Anyway, thanks for coming to my therapy session. </soapbox>
I'm not the person you're responding to, and perhaps it was their tone more than their content that you're replying to, but...
I think there's a lot of value in a KISS philosophy, and using the simplest most accessible algorithms possible. I don't think that's anti-intellectual so much as minimalist. Less charitably, one could say that reaching for something more complex than is needed is navel gazing or gate keeping.
I'm far from an expert on the topic, so I'm not trying to assert if either of you is more correct than the other as far as what the more appropriate model is.
I'm not into mathematics or algorithms and the like at all, but if someone explains things like PageRank in layman's terms, I'm like, "yeah I get that". That's been the recurring theme with me and mathematics, if it's just the theory, language and formulas I'm like "what?", but give me a practical example / use case, a way to visualize it, and I get it. I struggled with linear algebra in school - I don't even know why it's called that, and I can't explain it in proper terms - but if it would be called "the math of video games" then it instantly becomes a lot more accessible and visualizable (to me).
Anyway. I think I've intuited plenty of CS algorithms in my career, but don't ask me to explain the theory.
In my experience, there’s a language of mathematics that makes an almost comically strong attempt to make itself inaccessible through jargon, single-letter variable names, and an over reliance on symbolic manipulation.
If you talk to most mathematicians or algorithm researchers, you’ll find that they are some of the most intuitive people you’ll ever meet, and they use visualization and other intuitive techniques all the time.
And then the classes are all about symbol manipulation.
I swear there are millions of people out there who could be mathematicians but just couldn’t get excited by all the symbol manipulation.
Photogrammetry & image processing, anything to do with dimension reduction (basically every field with real-world sensor data), ontology/semantic data processing...

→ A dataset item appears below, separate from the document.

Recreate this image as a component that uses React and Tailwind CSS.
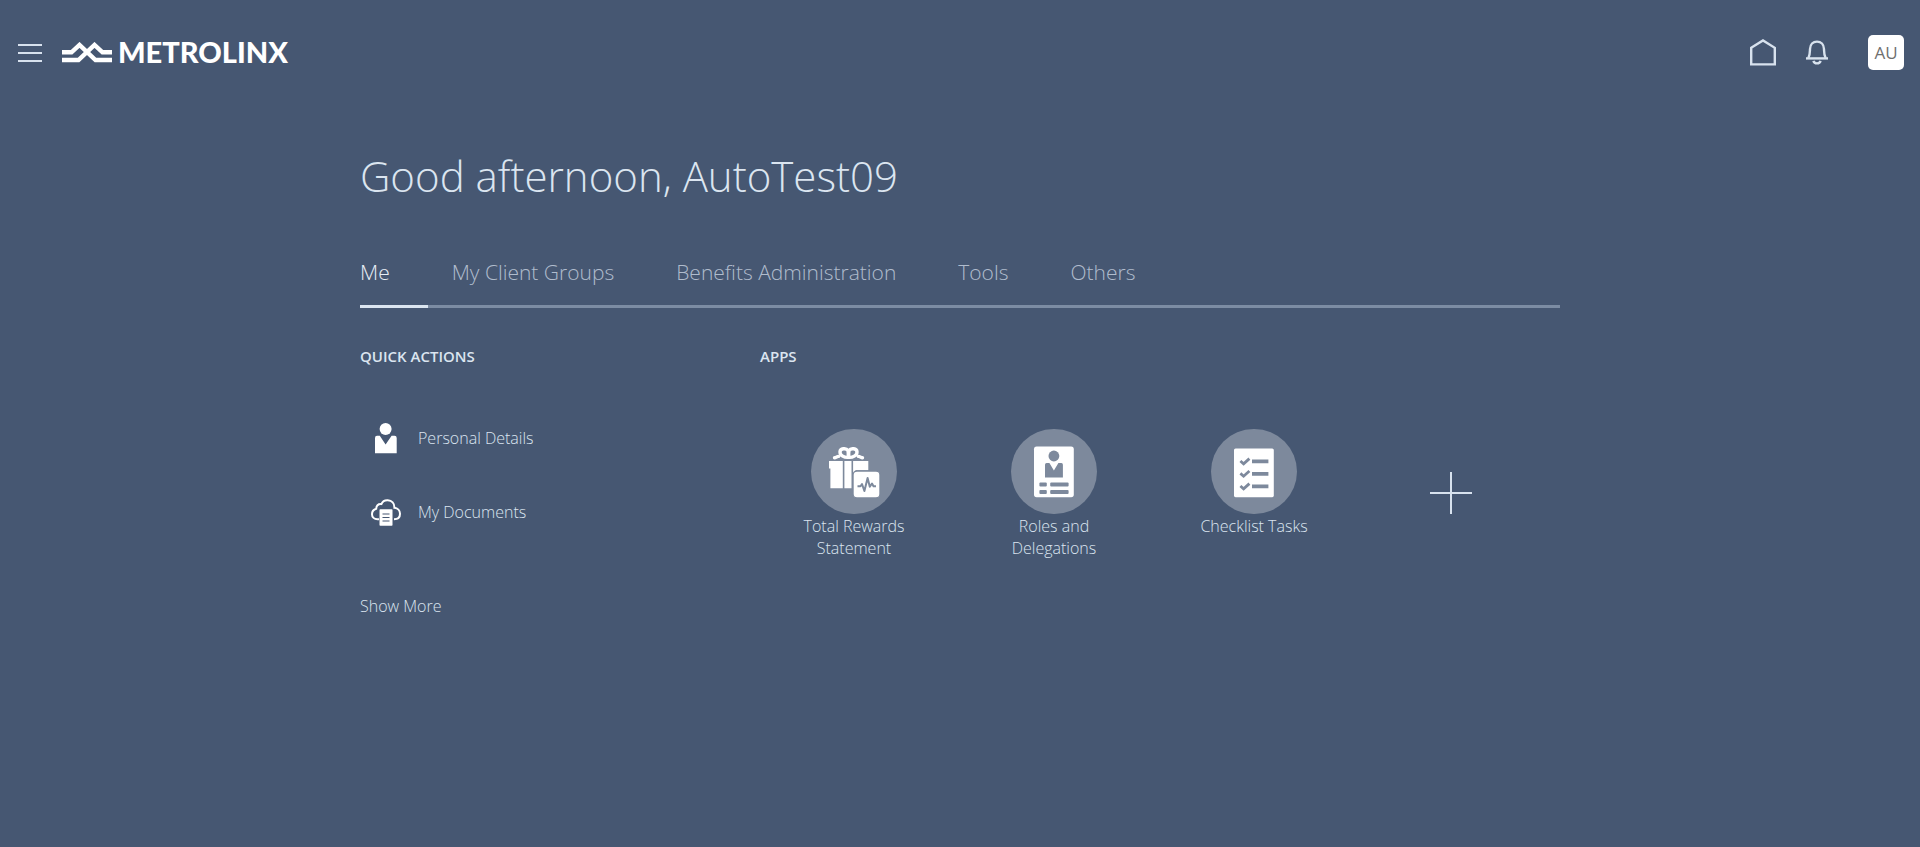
const tabs = ["Me", "My Client Groups", "Benefits Administration", "Tools", "Others"];

function MenuIcon() {
  return (
    <svg width="24" height="20" viewBox="0 0 24 20" fill="#d8e2ee" aria-hidden="true">
      <rect y="1" width="24" height="2" />
      <rect y="9" width="24" height="2" />
      <rect y="17" width="24" height="2" />
    </svg>
  );
}

function LogoMark() {
  return (
    <svg width="50" height="21" viewBox="0 0 50 21" fill="none" stroke="#fff" strokeWidth="4.4" aria-hidden="true">
      <path d="M0 10.3H9.5L17.5 2.9L33.5 18H50" />
      <path d="M50 10.3H40.5L32.5 2.9L16.5 18H0" />
    </svg>
  );
}

function HomeIcon() {
  return (
    <svg width="26" height="27" viewBox="0 0 26 27" fill="none" stroke="#d8e2ee" strokeWidth="2.4" aria-hidden="true">
      <path d="M1.2 8.8L13 1.5L24.8 8.8V25.4H1.2Z" />
    </svg>
  );
}

function BellIcon() {
  return (
    <svg width="22" height="25" viewBox="0 0 22 25" fill="none" stroke="#d8e2ee" strokeWidth="2.4" aria-hidden="true">
      <path d="M0 18.4H22" />
      <path d="M2.4 18C4 15 3.9 12.5 4 9C4.2 4.6 7 1.6 11 1.6C15 1.6 17.8 4.6 18 9C18.1 12.5 18 15 19.6 18" />
      <path d="M7.4 20.8C8.4 24.2 13.6 24.2 14.6 20.8" />
    </svg>
  );
}

function PersonIcon() {
  return (
    <svg width="30" height="32" viewBox="0 0 30 32" fill="#fff" aria-hidden="true">
      <circle cx="14.6" cy="7" r="6" />
      <path d="M6 13.8H8.8L14.6 22.5L20.6 13.8H23.6Q25.7 13.8 25.7 16V31.3H4V16Q4 13.8 6 13.8Z" />
    </svg>
  );
}

function CloudDocIcon() {
  return (
    <svg width="30" height="32" viewBox="0 0 30 32" fill="none" aria-hidden="true">
      <path
        d="M8 23.3H6.5C3.3 23.3 1 21.2 1 18.2C1 15.5 2.8 13.4 5.2 12.7C5.4 9.7 7.4 7.9 10.4 8.1C11.5 5.6 13.9 4.1 16.8 4.3C20.8 4.5 23.5 7.5 23.4 11.8C26.6 12.1 29 14.5 29 17.8C29 21.2 26.6 23.3 23 23.3"
        stroke="#fff"
        strokeWidth="2"
      />
      <rect x="8.5" y="13.3" width="13" height="16.4" rx="0.8" fill="#fff" />
      <path d="M11.5 18H18.5M11.5 21.5H18.5M11.5 25H18.5" stroke="#465772" strokeWidth="1.2" />
    </svg>
  );
}

function RewardsIcon() {
  return (
    <svg width="86" height="85" viewBox="0 0 86 85" aria-hidden="true">
      <g fill="none" stroke="#fff" strokeWidth="3.4" strokeLinecap="round">
        <path d="M37.5 28.3C33.5 28.8 28.8 26.4 29 22.8C29.2 19.4 35 18.6 37 21.5C38.2 23.4 37.8 26 37.5 28.3Z" />
        <path d="M37.5 28.3C41.5 28.8 46.2 26.4 46 22.8C45.8 19.4 40 18.6 38 21.5C36.8 23.4 37.2 26 37.5 28.3Z" />
        <path d="M23.5 28.8C25 28.8 26 27.3 27.6 27.4" />
        <path d="M51.5 28.8C50 28.8 49 27.3 47.4 27.4" />
      </g>
      <path d="M18 32H57.3V41.3H45L42.6 44V59.2H19.4V39.5H18Z" fill="#fff" />
      <path d="M32.6 32V60M41.3 32V60" stroke="#7d899c" strokeWidth="1.6" />
      <rect x="42" y="42" width="27" height="27" rx="4" fill="#fff" stroke="#7d899c" strokeWidth="1.4" />
      <path d="M46.5 57.2H49.5L51 55L53.4 62L56.6 49L58.8 57.8L61 54.5L62.5 57.2H65" fill="none" stroke="#7d899c" strokeWidth="2" strokeLinejoin="round" />
    </svg>
  );
}

function RolesIcon() {
  return (
    <svg width="86" height="85" viewBox="0 0 86 85" aria-hidden="true">
      <rect x="23" y="17.6" width="39.8" height="50.6" rx="2.6" fill="#fff" />
      <g fill="#7d899c">
        <circle cx="42.9" cy="27" r="5.4" />
        <path d="M35.6 34H38.4L42.9 41.4L47.4 34H50.4Q51.9 34 51.9 35.8V48.4H34V35.8Q34 34 35.6 34Z" />
        <rect x="28.4" y="53.6" width="7.4" height="4" rx="1" />
        <rect x="39.2" y="53.6" width="18.4" height="4" rx="1" />
        <rect x="28.4" y="61" width="7.4" height="4" rx="1" />
        <rect x="39.2" y="61" width="18.4" height="4" rx="1" />
      </g>
    </svg>
  );
}

function ChecklistIcon() {
  return (
    <svg width="86" height="85" viewBox="0 0 86 85" aria-hidden="true">
      <rect x="23" y="19.4" width="39.8" height="48.8" rx="1.6" fill="#fff" />
      <g stroke="#7d899c" fill="none">
        <path d="M29.4 32L32.6 34.8L38.4 29.6M29.4 44.4L32.6 47.2L38.4 42M29.4 57L32.6 59.8L38.4 54.6" strokeWidth="2.8" />
        <path d="M41 32.4H57.4M41 44.8H57.4M41 57.4H57.4" strokeWidth="3.8" />
      </g>
    </svg>
  );
}

const actions = [
  { label: "Personal Details", Icon: PersonIcon },
  { label: "My Documents", Icon: CloudDocIcon },
];

const apps = [
  { label: "Total Rewards Statement", Icon: RewardsIcon },
  { label: "Roles and Delegations", Icon: RolesIcon },
  { label: "Checklist Tasks", Icon: ChecklistIcon },
];

export default function App() {
  return (
    <div className="min-h-screen bg-[#465772] font-['Open_Sans',sans-serif] font-light text-[#dbe5f0]">
      <header className="flex h-[105px] items-center justify-between pr-4 pl-[18px]">
        <div className="flex items-center gap-5">
          <button type="button" aria-label="Navigator">
            <MenuIcon />
          </button>
          <a href="#home" className="flex items-center gap-[6px] text-white">
            <LogoMark />
            <span className="pb-[2px] font-['Lato',sans-serif] text-[29px] leading-5 font-black">METROLINX</span>
          </a>
        </div>
        <div className="flex items-center">
          <a href="#home" aria-label="Home" className="mr-[30px]">
            <HomeIcon />
          </a>
          <button type="button" aria-label="Notifications" className="mr-10">
            <BellIcon />
          </button>
          <button
            type="button"
            className="h-[35px] w-9 rounded-[5px] bg-white text-[17px] leading-6 font-normal text-[#6f6f6f]"
          >
            AU
          </button>
        </div>
      </header>

      <main className="mx-auto max-w-[1200px]">
        <h1 className="pt-[41px] text-[42px] leading-[60px]">Good afternoon, AutoTest09</h1>

        <nav className="mt-[39px] flex border-b-[3px] border-[#7c8ca3] text-[21px] leading-8 text-[#b0bccd]">
          {tabs.map((tab, i) => (
            <a
              key={tab}
              href="#tab"
              className={
                i === 0
                  ? "-mb-[3px] border-b-[3px] border-[#dbe5f0] pt-[11px] pr-[38px] pb-[17px] text-[#e6edf5]"
                  : "pt-[11px] pr-[38px] pb-[17px] pl-6"
              }
            >
              {tab}
            </a>
          ))}
        </nav>

        <div className="flex pt-9">
          <section className="w-[400px]">
            <h2 className="text-[15px] leading-6 font-semibold">QUICK ACTIONS</h2>
            <ul className="pt-[33px]">
              {actions.map(({ label, Icon }) => (
                <li key={label} className="h-[74px] pt-2 pl-[11px]">
                  <a href="#action" className="flex h-[58px] items-center gap-[17px] text-base">
                    <Icon />
                    {label}
                  </a>
                </li>
              ))}
            </ul>
            <button type="button" className="mt-[45px] text-base leading-6">
              Show More
            </button>
          </section>

          <section className="flex-1">
            <h2 className="text-[15px] leading-6 font-semibold">APPS</h2>
            <div className="flex gap-3 pt-[61px]">
              {apps.map(({ label, Icon }) => (
                <a key={label} href="#app" className="flex w-[188px] flex-col items-center text-center text-base leading-[22px]">
                  <span className="rounded-full bg-[#7d899c]">
                    <Icon />
                  </span>
                  <span className="w-[120px] pt-px">{label}</span>
                </a>
              ))}
              <button type="button" aria-label="Add app" className="flex w-[182px] justify-center pt-[43px]">
                <svg width="42" height="42" viewBox="0 0 42 42" stroke="#d8e2ee" strokeWidth="2" aria-hidden="true">
                  <path d="M21 0V42M0 21H42" />
                </svg>
              </button>
            </div>
          </section>
        </div>
      </main>
    </div>
  );
}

Interesting to me is that a lot of the material you could also find in a theoretical machine learning course or in an applied mathematics course. Before seeing the syllabus I was expecting more on streaming algorithms, randomized algoriths, etc. In my experience most Computer Science students get a bit freaked out when, e.g., concentration inequalities enter the scene.
"Nothing I learned in CS has an application to industry programming" is a regular complaint in discussion on education here and elsewhere. This is a good course to point to for people who have this very limited view on CS.